SKILL

Learn Closure Operators

What you will be able to do

• Given a function on a poset, determine whether it is a closure operator by checking the three axioms: extensive, monotone, idempotent.
• Compute the fixed points of a simple closure operator on a finite poset.
• State the Knaster-Tarski fixed-point theorem and explain what it guarantees: that a monotone function on a complete lattice has a least fixed point.
• Explain why the composite of two closure operators is not generally idempotent, and why the least-fixed-point construction is needed for composed operators.

Prerequisites

• learn-partial-orders — the definition of a partial order, meets and joins, the concept of a complete lattice (you need all of this because closure operators are defined on posets and the key theorem requires a complete lattice)
• learn-heyting-algebras — the worked examples in the closure operators lesson build on Heyting algebra structure, and the connection to deductive closure is clearer with the Heyting implication in hand

Lessons

• Closure Operators and Fixed Points — the definition, standard examples (topological, transitive, deductive closure), the Knaster-Tarski theorem, iterative construction, and composing operators

This is a single lesson. Work through it fully, including the deductive closure worked example.

Scope

This skill covers closure operators on posets and complete lattices: the definition, standard examples, the Knaster-Tarski theorem, and composition of operators.
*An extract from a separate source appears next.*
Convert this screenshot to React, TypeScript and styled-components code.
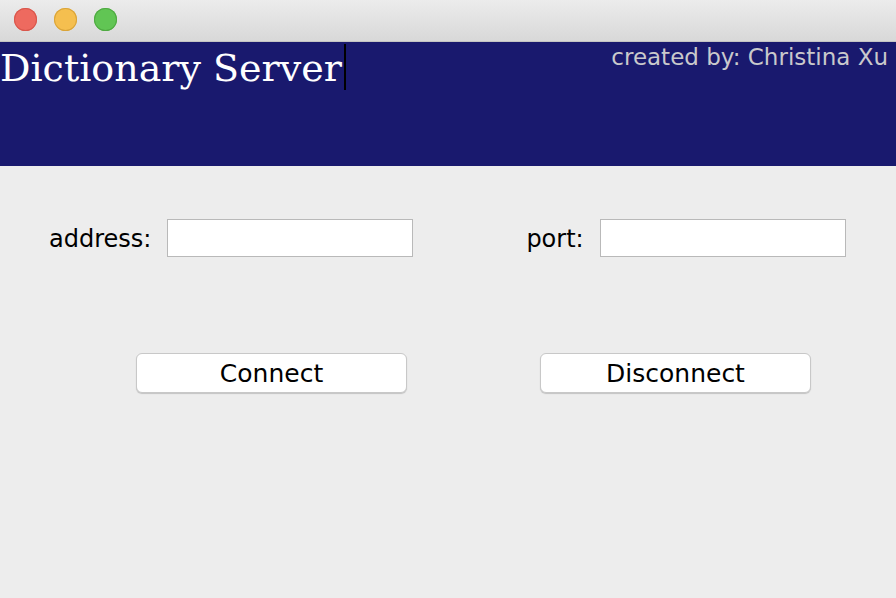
import React from "react";
import styled, { createGlobalStyle } from "styled-components";

const Global = createGlobalStyle`
  html, body { margin: 0; padding: 0; background: #ececec; }
  #root { width: 896px; height: 598px; }
`;

const Window = styled.div`
  width: 896px;
  height: 598px;
  display: flex;
  flex-direction: column;
  background: #ededed;
  overflow: hidden;
  font-family: "DejaVu Sans", "Liberation Sans", sans-serif;
`;

const TitleBar = styled.div`
  height: 42px;
  flex: none;
  display: flex;
  align-items: center;
  gap: 17px;
  padding-left: 14px;
  box-sizing: border-box;
  background: linear-gradient(#ececec, #d8d8d8);
  border-bottom: 1px solid #c4c4c4;
`;

const Light = styled.span<{ $fill: string; $edge: string }>`
  width: 23px;
  height: 23px;
  border-radius: 50%;
  background: ${(p) => p.$fill};
  box-shadow: inset 0 0 0 1px ${(p) => p.$edge};
  margin-top: -2px;
`;

const Header = styled.div`
  height: 124px;
  flex: none;
  background: #19196e;
  display: flex;
  justify-content: space-between;
  align-items: flex-start;
`;

const Title = styled.div`
  display: flex;
  align-items: flex-start;
  color: #ffffff;
  font-family: "DejaVu Serif", "Liberation Serif", serif;
  font-size: 38px;
  line-height: 1;
  padding-top: 7px;
`;

const Caret = styled.span`
  width: 2px;
  height: 46px;
  background: #000;
  margin-top: -5px;
  margin-left: 2px;
`;

const Credit = styled.div`
  color: #c9c9cc;
  font-size: 23px;
  line-height: 1;
  padding-top: 4px;
  padding-right: 8px;
`;

const Content = styled.div`
  flex: 1;
  display: flex;
  flex-direction: column;
  padding-top: 53px;
`;

const FormRow = styled.div`
  display: flex;
  align-items: center;
  padding-left: 49px;
  gap: 113px;
`;

const Field = styled.label`
  display: flex;
  align-items: center;
  gap: 15px;
  font-size: 24px;
  line-height: 1;
  padding-top: 2px;
  color: #000;
`;

const Input = styled.input`
  width: 246px;
  height: 38px;
  box-sizing: border-box;
  border: 1px solid #b9b9b9;
  background: #fff;
  outline: none;
  margin: -2px 0 0 1px;
  font-size: 20px;
`;

const ButtonRow = styled.div`
  display: flex;
  padding-left: 136px;
  gap: 133px;
  margin-top: 96px;
`;

const Button = styled.button`
  width: 271px;
  height: 40px;
  box-sizing: border-box;
  background: #fff;
  border: 1px solid #c8c8c8;
  border-radius: 6px;
  box-shadow: 0 1px 1px rgba(0, 0, 0, 0.18);
  font-family: "DejaVu Sans", "Liberation Sans", sans-serif;
  font-size: 25px;
  color: #000;
  padding: 0;
`;

export default function App() {
  return (
    <>
      <Global />
      <Window>
        <TitleBar>
          <Light $fill="#ee6a5f" $edge="#d8574c" />
          <Light $fill="#f5bf4f" $edge="#d9a43a" />
          <Light $fill="#61c554" $edge="#4fa942" />
        </TitleBar>
        <Header>
          <Title>
            Dictionary Server
            <Caret />
          </Title>
          <Credit>created by: Christina Xu</Credit>
        </Header>
        <Content>
          <FormRow>
            <Field>
              address:
              <Input />
            </Field>
            <Field>
              port:
              <Input />
            </Field>
          </FormRow>
          <ButtonRow>
            <Button>Connect</Button>
            <Button>Disconnect</Button>
          </ButtonRow>
        </Content>
      </Window>
    </>
  );
}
It does not cover:

• Galois connections (a closely related concept — every closure operator arises from a Galois connection, but this is not developed here)
• Closure operators in topology in depth (topological closure is used as an example, but the full theory of topological spaces is a separate subject)
• The specific closure operators of the semiotic universe (semantic, syntactic, and fusion closures — covered by learn-semiotic-universe, which depends on this skill)
• Iterative fixed-point constructions at transfinite ordinals (the lesson gives the idea but not the technical ordinal arithmetic)

Verification

Given the power set lattice $\mathcal{P}(\{a,b,c\})$ ordered by inclusion, define $c(X)=X\cup \{a\}$ for all $X$. Check that $c$ is extensive, monotone, and idempotent. List the fixed points of $c$. Is $c$ a closure operator? What is its least fixed point?